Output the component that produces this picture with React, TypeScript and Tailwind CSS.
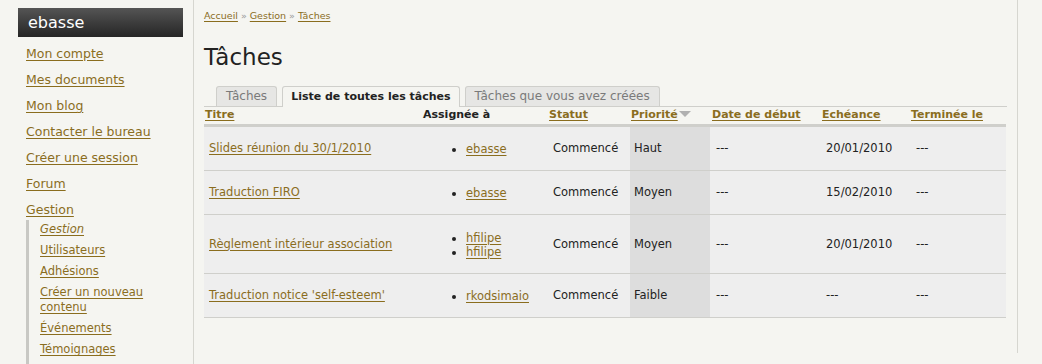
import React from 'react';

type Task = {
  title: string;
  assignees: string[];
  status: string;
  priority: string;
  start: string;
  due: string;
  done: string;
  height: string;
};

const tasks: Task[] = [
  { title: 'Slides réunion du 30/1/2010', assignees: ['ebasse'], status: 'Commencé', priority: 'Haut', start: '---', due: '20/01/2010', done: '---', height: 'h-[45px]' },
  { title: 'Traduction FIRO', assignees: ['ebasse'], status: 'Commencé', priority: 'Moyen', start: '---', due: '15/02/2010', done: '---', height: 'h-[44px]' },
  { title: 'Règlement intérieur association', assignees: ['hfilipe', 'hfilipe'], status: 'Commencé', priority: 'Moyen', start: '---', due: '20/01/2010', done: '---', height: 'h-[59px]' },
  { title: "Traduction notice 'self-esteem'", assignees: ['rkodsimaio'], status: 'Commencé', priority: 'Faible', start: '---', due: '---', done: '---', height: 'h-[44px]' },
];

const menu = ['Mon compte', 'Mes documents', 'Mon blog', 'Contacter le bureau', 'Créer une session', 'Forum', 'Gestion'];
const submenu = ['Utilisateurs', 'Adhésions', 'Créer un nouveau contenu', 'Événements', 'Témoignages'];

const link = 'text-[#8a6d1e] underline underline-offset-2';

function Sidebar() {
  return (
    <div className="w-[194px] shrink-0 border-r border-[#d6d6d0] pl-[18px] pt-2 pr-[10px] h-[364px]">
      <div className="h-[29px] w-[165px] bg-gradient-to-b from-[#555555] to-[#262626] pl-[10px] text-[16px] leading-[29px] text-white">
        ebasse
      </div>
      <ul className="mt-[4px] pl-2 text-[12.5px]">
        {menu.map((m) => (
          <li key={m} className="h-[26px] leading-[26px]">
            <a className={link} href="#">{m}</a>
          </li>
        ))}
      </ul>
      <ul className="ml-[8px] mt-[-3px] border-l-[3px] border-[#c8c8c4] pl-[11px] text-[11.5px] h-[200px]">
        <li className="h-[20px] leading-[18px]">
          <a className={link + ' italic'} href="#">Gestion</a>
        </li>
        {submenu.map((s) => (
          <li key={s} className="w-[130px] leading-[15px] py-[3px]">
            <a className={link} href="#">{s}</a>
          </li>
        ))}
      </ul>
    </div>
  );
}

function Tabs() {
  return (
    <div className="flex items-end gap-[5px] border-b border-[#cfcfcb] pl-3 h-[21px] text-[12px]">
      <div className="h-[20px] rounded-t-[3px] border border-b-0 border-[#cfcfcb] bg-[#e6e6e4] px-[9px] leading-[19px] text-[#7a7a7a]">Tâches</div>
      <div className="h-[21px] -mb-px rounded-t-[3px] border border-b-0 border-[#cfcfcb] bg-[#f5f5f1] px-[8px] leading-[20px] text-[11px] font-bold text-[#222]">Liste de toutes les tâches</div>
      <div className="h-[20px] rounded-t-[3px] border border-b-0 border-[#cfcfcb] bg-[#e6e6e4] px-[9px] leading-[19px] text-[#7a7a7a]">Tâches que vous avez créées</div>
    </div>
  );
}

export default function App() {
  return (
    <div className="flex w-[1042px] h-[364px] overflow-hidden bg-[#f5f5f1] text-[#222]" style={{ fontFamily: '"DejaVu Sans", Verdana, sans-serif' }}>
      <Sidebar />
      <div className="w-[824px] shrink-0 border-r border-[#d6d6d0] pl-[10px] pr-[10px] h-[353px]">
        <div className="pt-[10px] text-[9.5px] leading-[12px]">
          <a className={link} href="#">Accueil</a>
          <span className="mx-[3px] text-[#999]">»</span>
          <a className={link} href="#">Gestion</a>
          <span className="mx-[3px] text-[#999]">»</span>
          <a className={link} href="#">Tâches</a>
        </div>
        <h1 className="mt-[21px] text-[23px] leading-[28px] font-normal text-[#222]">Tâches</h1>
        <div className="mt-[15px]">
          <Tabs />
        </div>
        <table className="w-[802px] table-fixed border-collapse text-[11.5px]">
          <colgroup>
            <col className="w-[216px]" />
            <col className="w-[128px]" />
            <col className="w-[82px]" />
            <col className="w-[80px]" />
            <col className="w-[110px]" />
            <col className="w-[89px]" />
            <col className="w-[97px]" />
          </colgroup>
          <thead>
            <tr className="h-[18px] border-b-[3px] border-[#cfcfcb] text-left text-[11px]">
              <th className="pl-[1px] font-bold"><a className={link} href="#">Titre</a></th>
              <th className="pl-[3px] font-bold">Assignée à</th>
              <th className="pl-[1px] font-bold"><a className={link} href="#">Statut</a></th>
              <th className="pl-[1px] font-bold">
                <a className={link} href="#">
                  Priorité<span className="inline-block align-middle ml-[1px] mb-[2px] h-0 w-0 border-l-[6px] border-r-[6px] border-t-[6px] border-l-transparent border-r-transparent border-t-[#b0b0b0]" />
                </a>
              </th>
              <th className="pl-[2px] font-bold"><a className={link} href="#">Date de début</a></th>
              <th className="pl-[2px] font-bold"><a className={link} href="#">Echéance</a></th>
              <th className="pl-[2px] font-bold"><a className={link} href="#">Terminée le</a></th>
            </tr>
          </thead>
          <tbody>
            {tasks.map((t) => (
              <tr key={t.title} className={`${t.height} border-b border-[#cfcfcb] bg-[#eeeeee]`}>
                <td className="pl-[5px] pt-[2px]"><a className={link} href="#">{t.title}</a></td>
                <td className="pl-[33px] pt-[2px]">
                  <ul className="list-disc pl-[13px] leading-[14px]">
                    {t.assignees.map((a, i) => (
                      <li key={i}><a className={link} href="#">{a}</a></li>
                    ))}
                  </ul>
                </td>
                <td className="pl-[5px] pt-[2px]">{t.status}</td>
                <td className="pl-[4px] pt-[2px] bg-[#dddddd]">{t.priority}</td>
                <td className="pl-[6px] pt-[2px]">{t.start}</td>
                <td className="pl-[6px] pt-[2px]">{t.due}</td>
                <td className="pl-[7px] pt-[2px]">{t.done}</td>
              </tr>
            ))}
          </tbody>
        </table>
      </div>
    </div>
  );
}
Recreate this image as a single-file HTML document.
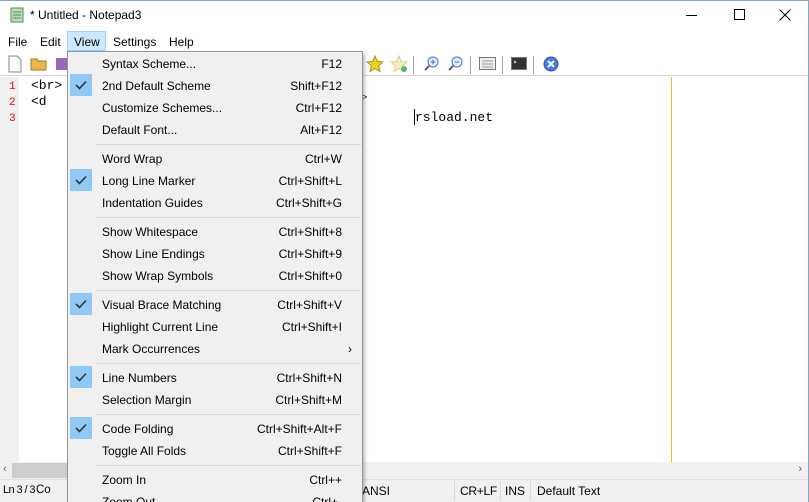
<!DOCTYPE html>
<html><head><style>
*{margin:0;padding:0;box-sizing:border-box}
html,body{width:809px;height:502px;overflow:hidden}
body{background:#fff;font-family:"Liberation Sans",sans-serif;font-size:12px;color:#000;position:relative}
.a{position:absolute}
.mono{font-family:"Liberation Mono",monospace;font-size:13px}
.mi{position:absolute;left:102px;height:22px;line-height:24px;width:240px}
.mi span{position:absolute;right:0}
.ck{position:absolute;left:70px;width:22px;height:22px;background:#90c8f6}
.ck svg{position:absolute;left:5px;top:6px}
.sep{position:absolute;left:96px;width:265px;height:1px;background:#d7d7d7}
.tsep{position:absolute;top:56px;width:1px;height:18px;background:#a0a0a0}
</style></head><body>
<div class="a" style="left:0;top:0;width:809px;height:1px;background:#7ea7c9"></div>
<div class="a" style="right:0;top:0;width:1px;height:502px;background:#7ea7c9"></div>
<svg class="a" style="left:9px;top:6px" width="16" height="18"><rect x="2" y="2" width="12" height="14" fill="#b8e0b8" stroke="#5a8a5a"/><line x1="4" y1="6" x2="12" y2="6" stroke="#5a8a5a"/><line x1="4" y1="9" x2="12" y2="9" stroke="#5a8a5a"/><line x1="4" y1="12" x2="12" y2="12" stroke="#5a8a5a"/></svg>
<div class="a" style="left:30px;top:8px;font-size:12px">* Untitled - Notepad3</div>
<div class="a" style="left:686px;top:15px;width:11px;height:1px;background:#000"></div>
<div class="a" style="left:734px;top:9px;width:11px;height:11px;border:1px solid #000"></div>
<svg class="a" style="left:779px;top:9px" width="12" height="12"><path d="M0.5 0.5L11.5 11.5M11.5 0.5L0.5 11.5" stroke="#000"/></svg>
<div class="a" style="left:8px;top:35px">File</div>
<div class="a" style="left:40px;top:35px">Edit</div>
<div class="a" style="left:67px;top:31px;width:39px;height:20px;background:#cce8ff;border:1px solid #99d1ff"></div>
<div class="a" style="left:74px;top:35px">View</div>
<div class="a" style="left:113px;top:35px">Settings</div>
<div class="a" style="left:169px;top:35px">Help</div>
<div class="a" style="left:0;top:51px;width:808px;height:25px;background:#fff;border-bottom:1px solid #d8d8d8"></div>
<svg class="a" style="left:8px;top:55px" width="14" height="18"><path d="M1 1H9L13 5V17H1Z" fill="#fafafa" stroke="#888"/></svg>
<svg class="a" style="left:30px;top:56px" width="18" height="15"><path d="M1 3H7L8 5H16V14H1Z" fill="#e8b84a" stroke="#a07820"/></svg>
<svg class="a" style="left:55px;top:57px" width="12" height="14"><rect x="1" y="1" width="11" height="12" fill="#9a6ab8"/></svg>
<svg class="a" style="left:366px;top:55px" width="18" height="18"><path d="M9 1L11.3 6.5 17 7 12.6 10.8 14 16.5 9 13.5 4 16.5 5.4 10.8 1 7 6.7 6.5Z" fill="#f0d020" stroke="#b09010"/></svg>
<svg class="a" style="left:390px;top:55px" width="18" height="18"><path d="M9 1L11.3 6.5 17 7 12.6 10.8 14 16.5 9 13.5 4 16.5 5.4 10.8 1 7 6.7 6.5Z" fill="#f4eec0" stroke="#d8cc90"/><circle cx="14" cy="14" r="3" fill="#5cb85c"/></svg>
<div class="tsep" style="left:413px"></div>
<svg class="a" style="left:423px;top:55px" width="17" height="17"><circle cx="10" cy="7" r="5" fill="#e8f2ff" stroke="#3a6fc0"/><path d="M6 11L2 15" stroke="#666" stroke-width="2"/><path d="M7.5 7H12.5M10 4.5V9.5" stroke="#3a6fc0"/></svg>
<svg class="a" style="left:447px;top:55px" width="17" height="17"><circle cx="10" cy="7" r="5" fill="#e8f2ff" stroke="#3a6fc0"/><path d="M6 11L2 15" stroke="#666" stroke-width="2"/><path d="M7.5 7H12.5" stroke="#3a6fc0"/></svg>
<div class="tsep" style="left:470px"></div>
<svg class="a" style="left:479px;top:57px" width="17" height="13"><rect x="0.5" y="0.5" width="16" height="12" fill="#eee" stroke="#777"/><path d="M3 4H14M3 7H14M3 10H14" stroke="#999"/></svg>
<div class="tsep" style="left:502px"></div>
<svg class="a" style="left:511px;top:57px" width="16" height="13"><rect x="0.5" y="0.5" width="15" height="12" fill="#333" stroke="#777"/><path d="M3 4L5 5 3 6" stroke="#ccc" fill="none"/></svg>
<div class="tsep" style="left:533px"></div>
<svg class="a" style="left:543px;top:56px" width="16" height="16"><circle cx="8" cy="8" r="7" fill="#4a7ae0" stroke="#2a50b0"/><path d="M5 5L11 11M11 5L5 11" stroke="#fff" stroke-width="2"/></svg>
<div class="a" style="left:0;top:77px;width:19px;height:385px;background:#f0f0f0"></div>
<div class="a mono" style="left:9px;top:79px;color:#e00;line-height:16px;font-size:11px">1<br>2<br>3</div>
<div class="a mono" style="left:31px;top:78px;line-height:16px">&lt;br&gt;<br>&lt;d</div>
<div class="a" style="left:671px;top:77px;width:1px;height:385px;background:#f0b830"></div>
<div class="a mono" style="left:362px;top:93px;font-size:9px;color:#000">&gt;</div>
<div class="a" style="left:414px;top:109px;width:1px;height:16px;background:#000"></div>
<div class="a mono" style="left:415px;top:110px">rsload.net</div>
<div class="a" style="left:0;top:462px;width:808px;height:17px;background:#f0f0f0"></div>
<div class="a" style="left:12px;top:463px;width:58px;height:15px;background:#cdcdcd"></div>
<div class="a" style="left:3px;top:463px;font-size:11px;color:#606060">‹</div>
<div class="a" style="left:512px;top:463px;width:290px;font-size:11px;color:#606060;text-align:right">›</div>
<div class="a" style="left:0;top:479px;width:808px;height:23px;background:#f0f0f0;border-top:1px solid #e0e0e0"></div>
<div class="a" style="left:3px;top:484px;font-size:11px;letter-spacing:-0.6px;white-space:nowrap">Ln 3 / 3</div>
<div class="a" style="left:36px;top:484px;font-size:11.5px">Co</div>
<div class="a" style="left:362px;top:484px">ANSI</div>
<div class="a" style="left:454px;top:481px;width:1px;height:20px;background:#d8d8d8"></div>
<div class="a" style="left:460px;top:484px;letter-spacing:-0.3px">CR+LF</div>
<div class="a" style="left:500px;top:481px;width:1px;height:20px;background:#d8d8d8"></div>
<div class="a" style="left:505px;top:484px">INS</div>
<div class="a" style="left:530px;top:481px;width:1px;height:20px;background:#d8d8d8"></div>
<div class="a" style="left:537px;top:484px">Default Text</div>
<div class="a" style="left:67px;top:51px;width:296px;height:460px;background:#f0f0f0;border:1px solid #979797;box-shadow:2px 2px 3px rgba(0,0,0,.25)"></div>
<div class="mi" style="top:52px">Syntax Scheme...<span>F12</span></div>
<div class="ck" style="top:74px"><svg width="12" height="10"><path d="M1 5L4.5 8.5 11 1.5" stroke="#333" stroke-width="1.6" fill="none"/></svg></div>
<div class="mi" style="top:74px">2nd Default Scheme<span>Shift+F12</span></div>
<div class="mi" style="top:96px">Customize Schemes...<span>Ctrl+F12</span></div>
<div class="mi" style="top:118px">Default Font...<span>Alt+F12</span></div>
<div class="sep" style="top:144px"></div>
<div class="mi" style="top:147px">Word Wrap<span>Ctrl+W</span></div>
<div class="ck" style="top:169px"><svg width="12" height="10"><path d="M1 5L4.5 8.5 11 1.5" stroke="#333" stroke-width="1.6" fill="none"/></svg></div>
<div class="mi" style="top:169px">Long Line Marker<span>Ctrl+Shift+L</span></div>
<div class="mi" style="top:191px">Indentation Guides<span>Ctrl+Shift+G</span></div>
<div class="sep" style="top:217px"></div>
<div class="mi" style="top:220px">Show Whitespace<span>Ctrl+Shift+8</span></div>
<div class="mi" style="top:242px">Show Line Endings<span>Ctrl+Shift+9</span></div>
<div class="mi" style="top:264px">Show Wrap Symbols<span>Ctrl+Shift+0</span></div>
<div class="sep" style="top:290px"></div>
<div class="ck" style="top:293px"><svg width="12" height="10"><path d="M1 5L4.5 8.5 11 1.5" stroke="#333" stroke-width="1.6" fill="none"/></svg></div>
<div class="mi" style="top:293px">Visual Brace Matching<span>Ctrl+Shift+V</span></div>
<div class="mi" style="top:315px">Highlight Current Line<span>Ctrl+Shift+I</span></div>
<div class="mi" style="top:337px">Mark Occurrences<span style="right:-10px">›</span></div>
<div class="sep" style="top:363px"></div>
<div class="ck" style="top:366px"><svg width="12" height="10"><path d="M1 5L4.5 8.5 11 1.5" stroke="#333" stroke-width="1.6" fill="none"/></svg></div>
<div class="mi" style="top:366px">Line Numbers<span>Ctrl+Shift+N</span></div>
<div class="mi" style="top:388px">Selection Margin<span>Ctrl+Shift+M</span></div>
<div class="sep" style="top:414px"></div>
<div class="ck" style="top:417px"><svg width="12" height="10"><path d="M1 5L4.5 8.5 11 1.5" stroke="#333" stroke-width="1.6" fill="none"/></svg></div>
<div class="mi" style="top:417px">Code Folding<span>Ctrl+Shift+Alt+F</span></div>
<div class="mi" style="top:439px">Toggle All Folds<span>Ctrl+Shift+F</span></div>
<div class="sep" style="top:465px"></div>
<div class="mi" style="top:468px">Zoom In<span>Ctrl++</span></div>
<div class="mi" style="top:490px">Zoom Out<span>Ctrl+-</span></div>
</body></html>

.....

* _Exercise objective_
Copy out every line of the data that includes the word "React".

* _Solved exercise_
Output the component that produces this picture with React, TypeScript and Tailwind CSS.
import React from 'react';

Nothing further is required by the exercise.